▶ Set exercise
Look through the entries below and report how many lines hold the string "styles". Only the number is wanted.

▶ Source material
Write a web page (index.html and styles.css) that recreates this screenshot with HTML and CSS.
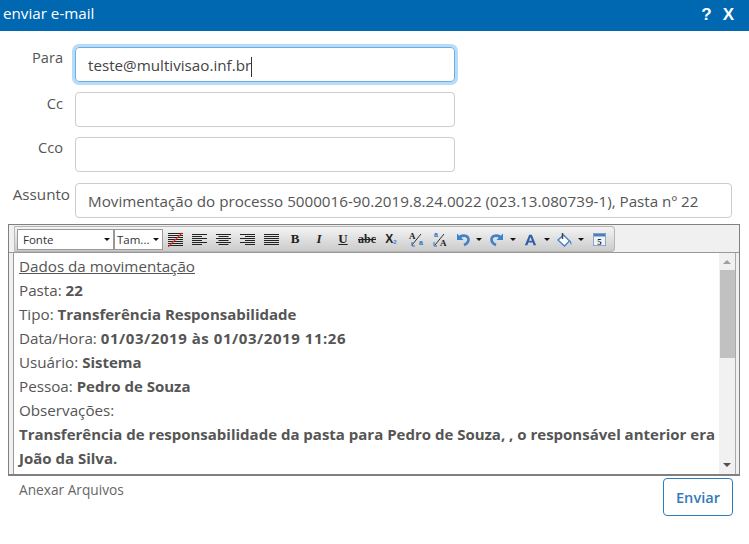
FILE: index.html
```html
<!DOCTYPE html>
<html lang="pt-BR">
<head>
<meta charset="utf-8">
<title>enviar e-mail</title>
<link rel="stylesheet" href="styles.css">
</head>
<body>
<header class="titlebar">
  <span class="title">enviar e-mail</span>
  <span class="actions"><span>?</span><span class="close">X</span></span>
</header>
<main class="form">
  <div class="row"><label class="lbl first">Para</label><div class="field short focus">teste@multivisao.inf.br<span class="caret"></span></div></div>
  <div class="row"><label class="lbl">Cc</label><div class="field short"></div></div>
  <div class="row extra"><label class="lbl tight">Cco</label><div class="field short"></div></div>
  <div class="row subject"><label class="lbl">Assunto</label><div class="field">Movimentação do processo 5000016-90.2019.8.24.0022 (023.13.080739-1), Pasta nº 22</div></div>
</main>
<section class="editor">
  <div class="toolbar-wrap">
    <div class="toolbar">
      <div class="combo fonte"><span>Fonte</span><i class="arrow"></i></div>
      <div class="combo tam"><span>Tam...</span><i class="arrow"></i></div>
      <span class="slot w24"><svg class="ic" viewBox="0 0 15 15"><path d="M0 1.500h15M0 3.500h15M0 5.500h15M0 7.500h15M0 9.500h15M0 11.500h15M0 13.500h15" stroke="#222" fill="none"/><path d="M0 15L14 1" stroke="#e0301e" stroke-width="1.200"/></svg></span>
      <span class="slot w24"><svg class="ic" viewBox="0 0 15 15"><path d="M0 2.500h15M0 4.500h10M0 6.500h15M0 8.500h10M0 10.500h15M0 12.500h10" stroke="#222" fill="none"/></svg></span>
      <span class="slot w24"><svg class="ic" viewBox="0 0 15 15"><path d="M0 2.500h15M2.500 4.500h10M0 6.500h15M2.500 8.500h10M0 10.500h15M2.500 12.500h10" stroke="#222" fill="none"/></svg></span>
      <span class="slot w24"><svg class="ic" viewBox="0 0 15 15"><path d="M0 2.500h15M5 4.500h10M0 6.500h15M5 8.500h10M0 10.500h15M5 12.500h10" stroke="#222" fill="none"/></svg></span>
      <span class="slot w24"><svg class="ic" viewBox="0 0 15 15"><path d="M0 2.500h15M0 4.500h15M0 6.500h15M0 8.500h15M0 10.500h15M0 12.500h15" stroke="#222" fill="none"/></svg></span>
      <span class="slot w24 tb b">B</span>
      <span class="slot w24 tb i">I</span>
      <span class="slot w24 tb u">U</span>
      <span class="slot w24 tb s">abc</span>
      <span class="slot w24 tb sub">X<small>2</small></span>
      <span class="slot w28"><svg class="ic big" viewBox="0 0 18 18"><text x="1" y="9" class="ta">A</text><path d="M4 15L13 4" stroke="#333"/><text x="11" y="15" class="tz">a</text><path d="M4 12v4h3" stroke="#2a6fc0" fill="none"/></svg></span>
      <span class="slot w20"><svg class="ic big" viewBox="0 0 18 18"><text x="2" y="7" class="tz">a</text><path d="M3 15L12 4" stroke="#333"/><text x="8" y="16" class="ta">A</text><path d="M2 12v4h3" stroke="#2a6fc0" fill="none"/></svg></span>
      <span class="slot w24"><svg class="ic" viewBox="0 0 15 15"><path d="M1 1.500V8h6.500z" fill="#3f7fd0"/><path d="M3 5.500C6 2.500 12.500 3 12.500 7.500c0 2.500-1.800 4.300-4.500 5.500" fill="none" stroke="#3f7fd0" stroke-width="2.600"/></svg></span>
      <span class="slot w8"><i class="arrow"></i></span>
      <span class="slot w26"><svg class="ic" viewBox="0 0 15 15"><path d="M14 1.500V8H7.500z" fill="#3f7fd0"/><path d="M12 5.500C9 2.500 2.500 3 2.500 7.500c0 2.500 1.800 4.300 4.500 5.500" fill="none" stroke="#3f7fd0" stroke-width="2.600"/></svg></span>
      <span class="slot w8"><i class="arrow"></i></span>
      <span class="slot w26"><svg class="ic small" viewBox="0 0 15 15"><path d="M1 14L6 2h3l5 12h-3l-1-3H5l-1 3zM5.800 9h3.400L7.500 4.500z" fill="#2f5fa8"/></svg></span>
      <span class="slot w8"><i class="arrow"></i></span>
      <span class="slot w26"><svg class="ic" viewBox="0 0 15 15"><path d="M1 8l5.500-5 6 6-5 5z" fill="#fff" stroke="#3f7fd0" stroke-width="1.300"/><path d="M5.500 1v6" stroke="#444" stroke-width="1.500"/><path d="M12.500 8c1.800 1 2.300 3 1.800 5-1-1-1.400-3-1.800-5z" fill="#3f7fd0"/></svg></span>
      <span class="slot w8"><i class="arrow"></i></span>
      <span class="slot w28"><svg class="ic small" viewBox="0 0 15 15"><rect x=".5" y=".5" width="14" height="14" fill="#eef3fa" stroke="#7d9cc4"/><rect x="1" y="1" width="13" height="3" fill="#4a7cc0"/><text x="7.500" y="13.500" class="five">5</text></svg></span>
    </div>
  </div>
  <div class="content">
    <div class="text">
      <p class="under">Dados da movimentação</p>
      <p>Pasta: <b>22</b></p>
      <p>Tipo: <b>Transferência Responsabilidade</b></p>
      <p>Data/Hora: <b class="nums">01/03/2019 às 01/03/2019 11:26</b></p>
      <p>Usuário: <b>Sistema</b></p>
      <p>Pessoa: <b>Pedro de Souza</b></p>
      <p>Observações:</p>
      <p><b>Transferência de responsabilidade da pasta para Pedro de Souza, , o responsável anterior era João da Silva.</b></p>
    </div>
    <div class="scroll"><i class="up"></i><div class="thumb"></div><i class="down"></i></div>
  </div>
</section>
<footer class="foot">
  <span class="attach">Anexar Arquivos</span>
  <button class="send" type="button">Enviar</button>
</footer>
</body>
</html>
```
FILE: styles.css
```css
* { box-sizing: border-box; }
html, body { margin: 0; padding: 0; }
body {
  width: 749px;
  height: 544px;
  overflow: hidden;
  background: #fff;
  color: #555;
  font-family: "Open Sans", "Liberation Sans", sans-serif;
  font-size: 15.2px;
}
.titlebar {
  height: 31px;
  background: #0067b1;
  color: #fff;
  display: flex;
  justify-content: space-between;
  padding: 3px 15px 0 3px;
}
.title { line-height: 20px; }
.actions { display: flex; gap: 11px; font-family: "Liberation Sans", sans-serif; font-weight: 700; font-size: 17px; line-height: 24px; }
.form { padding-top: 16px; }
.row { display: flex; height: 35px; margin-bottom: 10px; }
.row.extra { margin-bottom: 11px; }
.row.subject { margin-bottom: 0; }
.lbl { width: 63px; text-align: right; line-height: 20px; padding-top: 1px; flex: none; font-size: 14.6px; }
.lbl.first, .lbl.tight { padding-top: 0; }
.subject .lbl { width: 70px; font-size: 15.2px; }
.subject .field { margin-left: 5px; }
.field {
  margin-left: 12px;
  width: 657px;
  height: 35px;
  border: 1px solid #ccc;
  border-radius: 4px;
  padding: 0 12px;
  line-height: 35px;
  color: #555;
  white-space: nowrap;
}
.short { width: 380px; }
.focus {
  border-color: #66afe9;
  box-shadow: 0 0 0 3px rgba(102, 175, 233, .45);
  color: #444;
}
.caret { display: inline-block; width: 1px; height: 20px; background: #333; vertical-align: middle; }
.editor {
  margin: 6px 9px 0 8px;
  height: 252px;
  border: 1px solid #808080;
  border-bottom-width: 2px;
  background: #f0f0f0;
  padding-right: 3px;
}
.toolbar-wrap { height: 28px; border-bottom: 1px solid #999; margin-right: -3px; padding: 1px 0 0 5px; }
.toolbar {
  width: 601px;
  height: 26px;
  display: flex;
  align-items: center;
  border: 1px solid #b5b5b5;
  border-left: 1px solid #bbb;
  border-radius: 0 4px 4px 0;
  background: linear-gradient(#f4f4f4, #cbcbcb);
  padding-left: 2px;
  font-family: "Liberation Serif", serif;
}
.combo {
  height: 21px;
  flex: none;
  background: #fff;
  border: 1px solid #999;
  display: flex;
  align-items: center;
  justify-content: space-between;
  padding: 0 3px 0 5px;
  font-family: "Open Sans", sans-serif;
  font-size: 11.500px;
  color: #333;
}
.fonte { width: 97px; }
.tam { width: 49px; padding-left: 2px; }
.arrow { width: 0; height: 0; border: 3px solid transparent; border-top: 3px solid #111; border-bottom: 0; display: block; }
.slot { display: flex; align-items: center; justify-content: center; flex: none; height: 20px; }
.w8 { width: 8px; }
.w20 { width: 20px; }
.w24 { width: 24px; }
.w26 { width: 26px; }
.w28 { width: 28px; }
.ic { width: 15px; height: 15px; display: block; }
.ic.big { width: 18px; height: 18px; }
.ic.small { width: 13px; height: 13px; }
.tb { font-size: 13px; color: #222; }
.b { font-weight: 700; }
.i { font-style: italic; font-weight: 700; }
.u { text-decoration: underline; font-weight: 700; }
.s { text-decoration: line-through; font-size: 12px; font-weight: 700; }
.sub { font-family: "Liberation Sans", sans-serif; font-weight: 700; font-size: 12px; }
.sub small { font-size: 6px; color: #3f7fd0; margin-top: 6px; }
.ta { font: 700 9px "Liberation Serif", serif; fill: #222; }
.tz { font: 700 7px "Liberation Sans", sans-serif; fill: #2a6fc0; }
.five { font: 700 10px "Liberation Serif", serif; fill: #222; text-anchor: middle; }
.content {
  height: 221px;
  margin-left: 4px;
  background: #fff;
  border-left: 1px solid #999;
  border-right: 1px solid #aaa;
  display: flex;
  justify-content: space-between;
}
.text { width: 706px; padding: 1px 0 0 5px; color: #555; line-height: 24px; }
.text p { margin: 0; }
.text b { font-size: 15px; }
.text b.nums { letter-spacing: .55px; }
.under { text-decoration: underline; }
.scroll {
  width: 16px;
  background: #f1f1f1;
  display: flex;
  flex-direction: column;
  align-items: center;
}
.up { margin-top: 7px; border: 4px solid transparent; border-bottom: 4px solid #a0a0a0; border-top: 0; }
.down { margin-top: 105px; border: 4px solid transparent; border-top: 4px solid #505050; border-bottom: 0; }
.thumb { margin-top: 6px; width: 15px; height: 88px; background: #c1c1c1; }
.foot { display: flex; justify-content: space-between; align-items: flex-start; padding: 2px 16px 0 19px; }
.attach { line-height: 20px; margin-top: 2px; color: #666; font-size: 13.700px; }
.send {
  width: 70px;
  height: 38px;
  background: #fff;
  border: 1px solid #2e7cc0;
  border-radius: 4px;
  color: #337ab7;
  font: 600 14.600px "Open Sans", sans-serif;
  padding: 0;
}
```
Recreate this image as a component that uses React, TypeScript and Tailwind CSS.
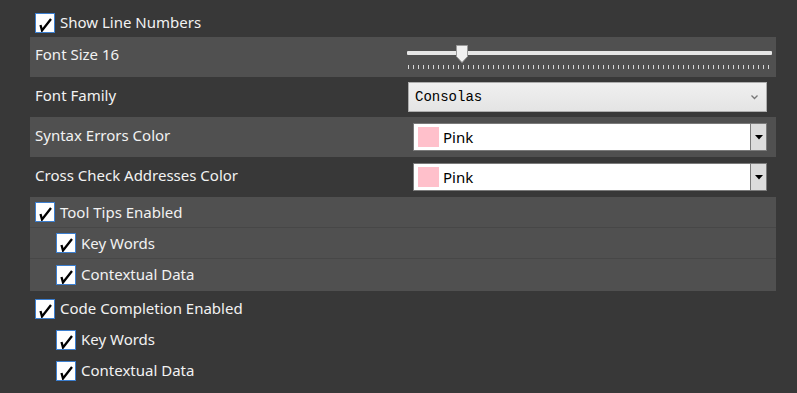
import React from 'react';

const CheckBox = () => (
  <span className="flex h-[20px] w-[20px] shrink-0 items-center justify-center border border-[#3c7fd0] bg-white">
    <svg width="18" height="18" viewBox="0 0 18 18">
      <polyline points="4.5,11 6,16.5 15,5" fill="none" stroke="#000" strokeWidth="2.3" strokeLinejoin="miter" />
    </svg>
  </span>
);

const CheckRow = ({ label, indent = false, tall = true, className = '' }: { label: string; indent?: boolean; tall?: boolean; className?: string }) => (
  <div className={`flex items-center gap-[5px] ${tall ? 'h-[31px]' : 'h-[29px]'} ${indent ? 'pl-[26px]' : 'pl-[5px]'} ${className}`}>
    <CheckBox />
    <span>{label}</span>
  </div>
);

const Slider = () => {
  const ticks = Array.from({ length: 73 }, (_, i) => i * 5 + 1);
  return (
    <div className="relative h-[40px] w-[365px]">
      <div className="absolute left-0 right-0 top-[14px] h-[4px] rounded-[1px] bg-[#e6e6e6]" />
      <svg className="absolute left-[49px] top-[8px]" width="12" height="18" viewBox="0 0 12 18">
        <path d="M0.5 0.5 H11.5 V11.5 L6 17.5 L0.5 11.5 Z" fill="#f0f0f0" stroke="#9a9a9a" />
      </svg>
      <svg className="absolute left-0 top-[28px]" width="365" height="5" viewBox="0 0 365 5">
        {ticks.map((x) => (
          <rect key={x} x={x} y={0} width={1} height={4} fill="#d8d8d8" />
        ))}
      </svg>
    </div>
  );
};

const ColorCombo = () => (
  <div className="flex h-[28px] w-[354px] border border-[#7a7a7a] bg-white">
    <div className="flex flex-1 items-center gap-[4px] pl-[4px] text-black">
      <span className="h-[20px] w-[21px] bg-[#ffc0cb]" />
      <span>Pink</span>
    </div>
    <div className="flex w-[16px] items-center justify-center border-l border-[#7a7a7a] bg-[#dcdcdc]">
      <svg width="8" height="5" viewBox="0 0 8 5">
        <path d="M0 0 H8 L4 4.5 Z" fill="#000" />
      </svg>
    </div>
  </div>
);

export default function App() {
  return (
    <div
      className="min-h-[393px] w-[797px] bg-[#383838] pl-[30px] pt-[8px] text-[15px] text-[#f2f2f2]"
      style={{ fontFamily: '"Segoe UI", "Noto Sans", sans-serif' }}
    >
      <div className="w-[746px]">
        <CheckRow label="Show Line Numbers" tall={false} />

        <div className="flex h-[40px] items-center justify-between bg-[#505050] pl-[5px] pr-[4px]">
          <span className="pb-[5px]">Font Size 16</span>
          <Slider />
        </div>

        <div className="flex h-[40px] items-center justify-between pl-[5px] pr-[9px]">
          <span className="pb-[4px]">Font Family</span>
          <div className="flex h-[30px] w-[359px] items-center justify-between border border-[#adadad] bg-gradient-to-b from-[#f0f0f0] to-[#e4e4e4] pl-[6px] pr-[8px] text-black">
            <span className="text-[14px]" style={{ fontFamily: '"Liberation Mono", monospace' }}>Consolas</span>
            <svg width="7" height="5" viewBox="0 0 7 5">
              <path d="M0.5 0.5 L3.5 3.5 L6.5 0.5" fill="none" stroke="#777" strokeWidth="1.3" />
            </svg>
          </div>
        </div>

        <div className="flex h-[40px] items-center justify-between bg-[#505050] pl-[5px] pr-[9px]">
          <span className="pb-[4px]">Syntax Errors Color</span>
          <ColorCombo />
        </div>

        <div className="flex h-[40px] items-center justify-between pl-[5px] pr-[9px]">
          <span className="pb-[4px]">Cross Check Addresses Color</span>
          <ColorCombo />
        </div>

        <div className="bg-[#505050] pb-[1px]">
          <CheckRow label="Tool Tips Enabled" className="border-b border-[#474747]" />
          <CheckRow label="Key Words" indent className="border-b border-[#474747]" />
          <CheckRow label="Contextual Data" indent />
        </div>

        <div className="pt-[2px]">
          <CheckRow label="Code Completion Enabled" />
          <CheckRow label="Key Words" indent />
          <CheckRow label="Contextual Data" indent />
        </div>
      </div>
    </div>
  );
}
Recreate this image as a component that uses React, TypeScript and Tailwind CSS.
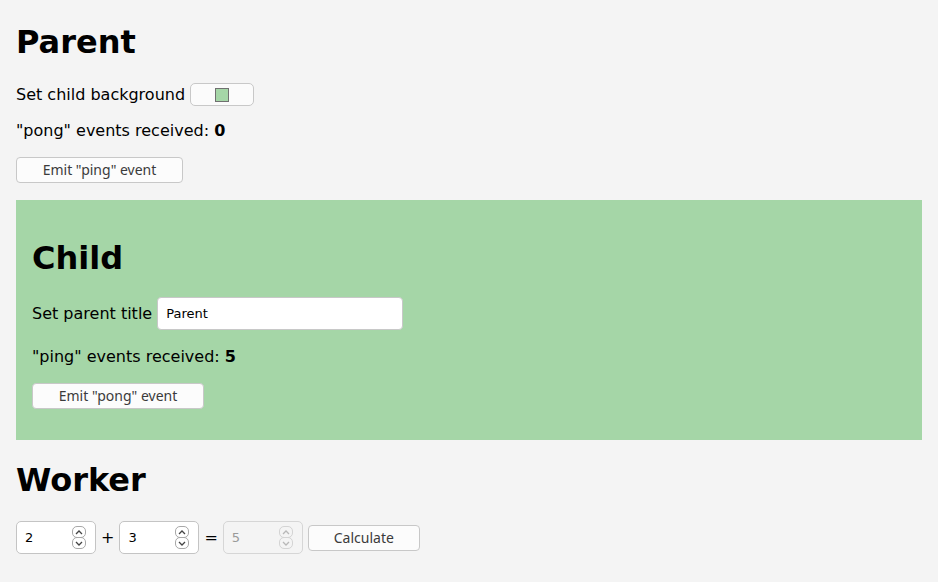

▶ Solution for this task
3